■ **WHAT NEEDS TO BE DONE**:
Each line below that contains "this" counts once; report the total and nothing more.

■ **COLLECTED MATERIAL**:
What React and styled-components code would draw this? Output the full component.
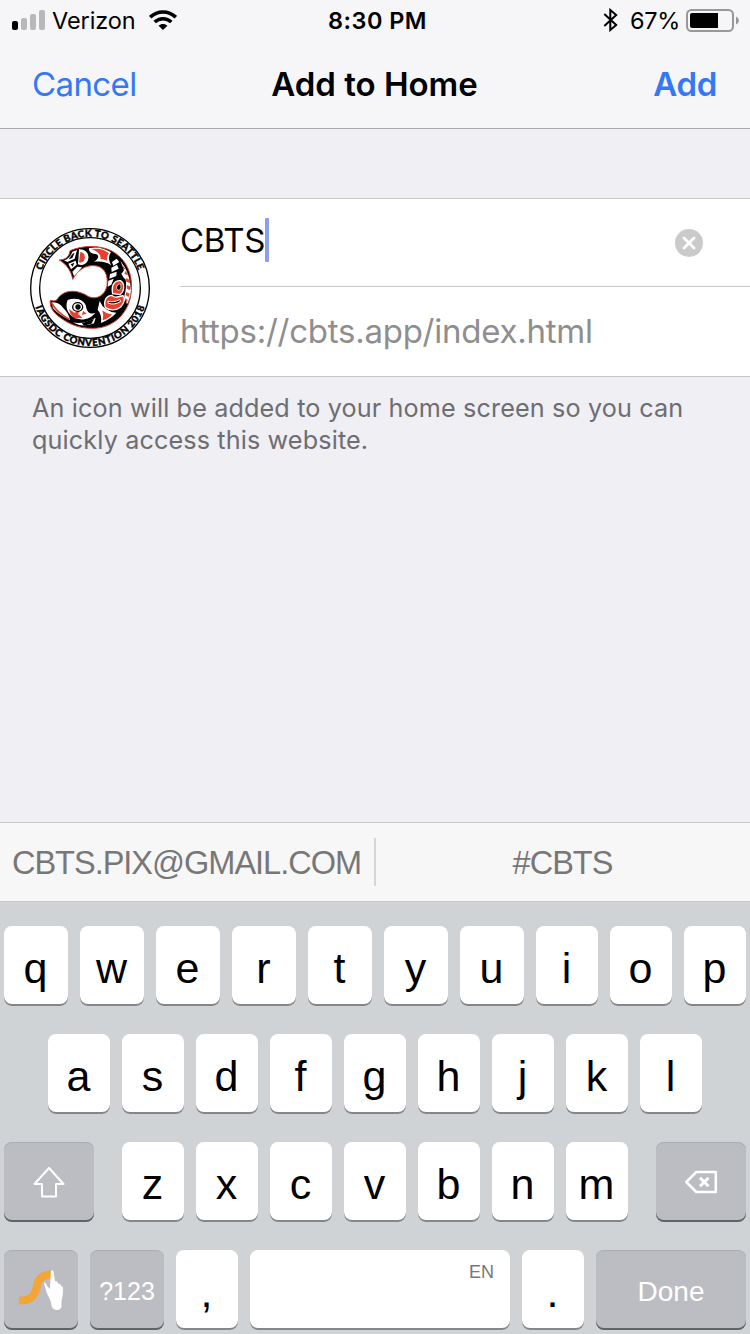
import React from 'react';
import styled, { createGlobalStyle } from 'styled-components';

const Global = createGlobalStyle`
  * { box-sizing: border-box; }
  body { margin: 0; background: #efeff4; }
`;

const sf = `Inter, "Liberation Sans", sans-serif`;
const helvetica = `"Liberation Sans", Arial, sans-serif`;

const Screen = styled.div`
  width: 750px;
  height: 1334px;
  display: flex;
  flex-direction: column;
  background: #efeff4;
  font-family: ${sf};
  overflow: hidden;
`;

const Header = styled.header`
  height: 129px;
  background: #f6f6f8;
  border-bottom: 1px solid #a9a9ac;
`;

const StatusBar = styled.div`
  height: 40px;
  display: grid;
  grid-template-columns: 1fr auto 1fr;
  align-items: center;
  padding: 0 10px 0 12px;
`;

const StatusGroup = styled.div`
  height: 40px;
  display: flex;
  align-items: center;
  justify-content: ${(p) => (p.$end ? 'flex-end' : 'flex-start')};
`;

const StatusText = styled.span`
  height: 40px;
  font-size: 23.5px;
  line-height: 42px;
  font-weight: ${(p) => p.$weight || 400};
  letter-spacing: ${(p) => p.$spacing || 0}px;
  margin: ${(p) => p.$margin || 0};
  white-space: nowrap;
  color: #000;
`;

const NavBar = styled.nav`
  height: 88px;
  display: grid;
  grid-template-columns: 1fr auto 1fr;
  align-items: center;
  padding: 0 33px 0 32px;
`;

const NavItem = styled.span`
  font-size: 33px;
  line-height: 88px;
  font-weight: ${(p) => p.$weight || 400};
  letter-spacing: ${(p) => p.$spacing || 0}px;
  color: ${(p) => p.$color || '#000'};
  text-align: ${(p) => p.$align || 'left'};
  white-space: nowrap;
`;

const Form = styled.section`
  margin-top: 69px;
  height: 179px;
  display: flex;
  background: #fff;
  border-top: 1px solid #c8c7cc;
  border-bottom: 1px solid #c8c7cc;
`;

const IconCell = styled.div`
  width: 180px;
  padding: 29px 0 0 30px;
`;

const Fields = styled.div`
  flex: 1;
`;

const Field = styled.div`
  height: 88px;
  display: flex;
  align-items: center;
  padding-right: 47px;
  font-size: 33px;
  letter-spacing: ${(p) => p.$spacing || 0}px;
  color: ${(p) => p.$color || '#000'};
  border-bottom: ${(p) => (p.$divider ? '1px solid #c8c7cc' : 'none')};
`;

const FieldText = styled.span`
  height: 84px;
  line-height: ${(p) => p.$line || 78}px;
`;

const Caret = styled.span`
  width: 4px;
  height: 44px;
  margin-right: auto;
  margin-top: -6px;
  border-radius: 1px;
  background: #8b9fee;
`;

const Note = styled.p`
  margin: 15px 32px 0;
  font-size: 25.2px;
  line-height: 32px;
  letter-spacing: 0.13px;
  color: #6d6d72;
`;

const Keyboard = styled.section`
  margin-top: auto;
  height: 512px;
  background: #cfd3d6;
`;

const Suggestions = styled.div`
  height: 80px;
  display: flex;
  align-items: center;
  background: #f7f7f7;
  border-top: 1px solid #c8c8cc;
  border-bottom: 1px solid #c6c8ca;
  font-family: ${helvetica};
`;

const Suggestion = styled.span`
  flex: 1 1 0;
  text-align: center;
  font-size: 32.5px;
  line-height: 76px;
  padding: 2px 1px 0 0;
  letter-spacing: -1px;
  color: #777;
  white-space: nowrap;
`;

const Separator = styled.span`
  width: 2px;
  height: 48px;
  background: #d5d5d7;
`;

const Rows = styled.div`
  display: flex;
  flex-direction: column;
  gap: 28px;
  padding-top: 24px;
`;

const Row = styled.div`
  display: flex;
  gap: 12px;
  padding: 0 4px 0 ${(p) => p.$inset || 4}px;
`;

const Key = styled.div`
  flex: none;
  width: ${(p) => p.$w || 62}px;
  height: 80px;
  margin-left: ${(p) => p.$ml || 0}px;
  display: flex;
  align-items: center;
  justify-content: center;
  padding: 3px 1px 0 0;
  border-radius: 8px;
  background: #fff;
  box-shadow: inset 0 -2px 0 #848688;
  font-family: ${helvetica};
  font-size: 43px;
  line-height: 72px;
  color: #000;
`;

const DarkKey = styled(Key)`
  padding: ${(p) => p.$top || 0}px 0 0;
  background: #bcbdc2;
  box-shadow: inset 0 -2px 0 #626366, inset 0 1px 0 #acadb1;
  font-size: ${(p) => p.$size || 25}px;
  letter-spacing: ${(p) => p.$spacing || 0}px;
  color: #fff;
`;

const SpaceKey = styled(Key)`
  align-items: flex-start;
  justify-content: flex-end;
  padding: 11px 16px 0 0;
  font-size: 18px;
  line-height: 22px;
  color: #777;
`;

const Signal = () => (
  <svg width="34" height="20" viewBox="0 0 34 20">
    <rect x="0" y="11" width="6" height="9" rx="2" fill="#000" />
    <rect x="9" y="8" width="6" height="12" rx="2" fill="#b8b8ba" />
    <rect x="18" y="4" width="6" height="16" rx="2" fill="#b8b8ba" />
    <rect x="27" y="0" width="6" height="20" rx="2" fill="#b8b8ba" />
  </svg>
);

const Wifi = () => (
  <svg width="28" height="20" viewBox="0 0 28 20">
    <g fill="none" stroke="#000" strokeWidth="3.6">
      <path d="M1.2 7.2C8.4 .2 19.6 .2 26.8 7.2" />
      <path d="M5.7 12C10.4 7.6 17.6 7.6 22.3 12" />
    </g>
    <path d="M14 20L9.6 15.7C12.1 13.3 15.9 13.3 18.4 15.7Z" />
  </svg>
);

const Bluetooth = () => (
  <svg width="16" height="24" viewBox="0 0 16 24" fill="none" stroke="#000" strokeWidth="2">
    <path d="M1.3 6L13.2 17L7.3 22V2L13.2 7L1.3 18" />
  </svg>
);

const Battery = () => (
  <svg width="54" height="24" viewBox="0 0 54 24">
    <rect x="1" y="2" width="46" height="21" rx="4.5" fill="none" stroke="#98989b" strokeWidth="2" />
    <path d="M6 5H32V20H6Q4 20 4 18V7Q4 5 6 5Z" />
    <path d="M50 8.500Q53 10 53 12.500T50 16.500Z" fill="#98989b" />
  </svg>
);

const Clear = () => (
  <svg width="28" height="28" viewBox="0 0 28 28">
    <circle cx="14" cy="14" r="14" fill="#cacaca" />
    <path d="M9 9L19 19M19 9L9 19" stroke="#fff" strokeWidth="2.8" strokeLinecap="round" />
  </svg>
);

const Logo = () => (
  <svg width="120" height="120" viewBox="30 29 360 360" style={{ display: 'block' }}>
    <defs>
      <path id="topArc" d="M56 209A154 154 0 0 1 364 209" />
      <path id="lowArc" d="M36 209A174 174 0 0 0 384 209" />
    </defs>
    <circle cx="210" cy="209" r="178" fill="#fff" stroke="#000" strokeWidth="4" />
    <circle cx="210" cy="209" r="151" fill="#fff" stroke="#000" strokeWidth="4" />
    <g fontFamily="Lato, sans-serif" fontWeight="900" fontSize="29" textAnchor="middle" stroke="#000" strokeWidth="1.2">
      <text textLength="376" lengthAdjust="spacing"><textPath href="#topArc" startOffset="50%">CIRCLE BACK TO SEATTLE</textPath></text>
      <text textLength="430" lengthAdjust="spacing"><textPath href="#lowArc" startOffset="50%">IAGSDC CONVENTION 2018</textPath></text>
    </g>
    <path d="M150 97C190 80 240 80 275 98C319 122 338 166 334 216C331 278 285 330 218 330C172 330 144 315 120 297C101 284 88 266 91 246C103 249 109 249 115 238C137 212 174 214 206 235C231 246 256 229 261 202C266 167 250 143 224 142C195 140 173 156 158 183C154 159 141 139 118 125C135 124 148 117 150 97Z" stroke="#d33a29" strokeWidth="3" />
    <path d="M157 100L171 95L164 121L142 131L132 126Q150 121 157 100ZM145 136L167 127L170 139L153 153ZM157 160L172 145L186 147L162 174Z" fill="#fff" />
    <path d="M158 106L164 103L157 119L146 123ZM152 138L163 133L158 145Z" />
    <path d="M177 93C201 92 210 112 203 128C196 140 184 143 174 138Z" fill="#fff" />
    <path d="M181 101C195 102 197 117 192 127Q185 135 177 132Z" fill="#e7402e" />
    <path d="M207 89C233 84 257 91 273 102C265 111 265 127 274 141C260 131 246 128 222 130C237 121 239 110 226 107C214 106 205 100 207 89Z" fill="#fff" />
    <path d="M214 92Q248 87 267 105Q258 116 262 127Q250 122 241 122Q246 105 214 92Z" fill="#e7402e" />
    <path d="M276 131L290 121L298 131L280 142ZM274 148L291 139L296 151L275 161ZM270 167L290 160L289 173L268 181ZM265 187L281 181L274 199L263 205Z" fill="#fff" />
    <path d="M301 127Q331 163 333 216Q330 243 321 258L313 232Q321 205 317 184Q308 176 304 166Q316 157 309 147Z" fill="#fff" />
    <path d="M307 140L317 153L310 151ZM317 158L326 171L313 167ZM317 179L331 185L330 194L319 190ZM320 200L332 205L330 216L321 211ZM319 221L329 226L326 236L317 231ZM316 240L323 244L320 252Z" fill="#e7402e" />
    <path d="M278 226C273 203 282 186 301 187C316 196 313 219 300 229Z" fill="#e7402e" stroke="#fff" strokeWidth="4" />
    <path d="M289 210Q292 195 302 197Q306 210 297 217Z" stroke="#fff" strokeWidth="2" />
    <path d="M256 268C250 246 259 232 276 231C283 239 290 237 309 232C317 238 313 254 302 266C289 277 270 277 256 268Z" fill="#e7402e" stroke="#fff" strokeWidth="4" />
    <path d="M264 248Q278 254 299 244L302 249Q283 262 264 254Z" stroke="#fff" strokeWidth="3" />
    <path d="M239 248Q252 280 289 283Q275 300 243 314Q247 291 233 274Z" fill="#fff" />
    <path d="M247 276Q262 288 276 288Q267 301 248 306Q252 291 247 276Z" fill="#e7402e" />
    <path d="M95 252Q118 252 129 268Q146 284 150 305Q120 293 99 270Z" fill="#fff" />
    <path d="M94 253Q110 282 147 303" fill="none" stroke="#d33a29" strokeWidth="5" />
    <path d="M143 245C169 235 197 246 199 268C202 285 215 288 226 283C214 299 190 309 166 300C145 289 133 268 143 245Z" fill="#fff" />
    <path d="M147 272L163 283L179 277L174 287L188 299L163 300L151 286ZM190 278L200 286L185 290Z" fill="#e7402e" />
    <ellipse cx="173" cy="266" rx="15" ry="13" fill="#fff" stroke="#000" strokeWidth="4" />
    <circle cx="174" cy="266" r="8" />
    <path d="M158 312Q193 319 227 298L222 315Q187 329 158 312Z" fill="#fff" />
    <path d="M186 315L222 302L214 316L192 322Z" />
  </svg>
);

const Shift = () => (
  <svg width="34" height="32" viewBox="0 0 34 32" fill="none" stroke="#fff" strokeWidth="2" strokeLinejoin="round">
    <path d="M17 2L31.500 18H24V30.500H10V18H2.500Z" />
  </svg>
);

const Backspace = () => (
  <svg width="34" height="24" viewBox="0 0 34 24" fill="none" stroke="#fff">
    <path d="M2.3 12L12.3 2H31.8V22H12.3Z" strokeWidth="2.5" strokeLinejoin="round" />
    <path d="M16 7.7L24.5 16.3M24.5 7.7L16 16.3" strokeWidth="3" />
  </svg>
);

const Swipe = () => (
  <svg width="46" height="42" viewBox="0 0 46 42">
    <path d="M1 31.5C11 31.5 16 29 18.500 19C20 9 25 5.500 33 5.500" fill="none" stroke="#f3a536" strokeWidth="8" />
    <path d="M34.200 1.500C35.500 1.500 35.800 3 35.800 4.500L37 12.500C39 11.500 40 13 40 15C42 14 43 15.500 43 17C45 17 45 19 45 21C45 27 44 29 43.500 32V38C42 42 35 42 33.500 37C33.500 31 30 28 28.500 23L26 14.500C26.500 12.500 28 14 29 17L32 20L32.800 4C32.800 2.500 33 1.500 34.200 1.500Z" fill="#fff" />
  </svg>
);

export default function App() {
  return (
    <Screen>
      <Global />
      <Header>
        <StatusBar>
          <StatusGroup>
            <Signal />
            <StatusText $margin="0 13px 0 6px" $spacing={-0.1}>Verizon</StatusText>
            <Wifi />
          </StatusGroup>
          <StatusText $weight={600} $spacing={0.45} $margin="0 0 0 3px">8:30 PM</StatusText>
          <StatusGroup $end>
            <Bluetooth />
            <StatusText $margin="0 6px 0 11px" $spacing={-0.3}>67%</StatusText>
            <Battery />
          </StatusGroup>
        </StatusBar>
        <NavBar>
          <NavItem $color="#3478f6" $spacing={-0.6}>Cancel</NavItem>
          <NavItem $weight={600}>Add to Home</NavItem>
          <NavItem $color="#3478f6" $weight={600} $align="right" $spacing={-0.3}>Add</NavItem>
        </NavBar>
      </Header>
      <Form>
        <IconCell><Logo /></IconCell>
        <Fields>
          <Field $divider $spacing={-0.3}>
            <FieldText>CBTS</FieldText>
            <Caret />
            <Clear />
          </Field>
          <Field $color="#8e8e8e" $spacing={-0.25}>
            <FieldText $line={84}>https://cbts.app/index.html</FieldText>
          </Field>
        </Fields>
      </Form>
      <Note>An icon will be added to your home screen so you can<br />quickly access this website.</Note>
      <Keyboard>
        <Suggestions>
          <Suggestion>CBTS.PIX@GMAIL.COM</Suggestion>
          <Separator />
          <Suggestion>#CBTS</Suggestion>
        </Suggestions>
        <Rows>
          <Row>
            {[...'qwertyuiop'].map((c, i) => <Key key={c} $w={i < 7 ? 64 : 62}>{c}</Key>)}
          </Row>
          <Row $inset={48}>
            {[...'asdfghjkl'].map((c) => <Key key={c}>{c}</Key>)}
          </Row>
          <Row>
            <DarkKey $w={90}><Shift /></DarkKey>
            {[...'zxcvbnm'].map((c, i) => <Key key={c} $ml={i ? 0 : 16}>{c}</Key>)}
            <DarkKey $w={90} $ml={16}><Backspace /></DarkKey>
          </Row>
          <Row>
            <DarkKey $w={74}><Swipe /></DarkKey>
            <DarkKey $w={74} $top={2}>?123</DarkKey>
            <Key>,</Key>
            <SpaceKey $w={260}>EN</SpaceKey>
            <Key>.</Key>
            <DarkKey $w={150} $top={4} $size={28}>Done</DarkKey>
          </Row>
        </Rows>
      </Keyboard>
    </Screen>
  );
}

■ **REPLY**:
2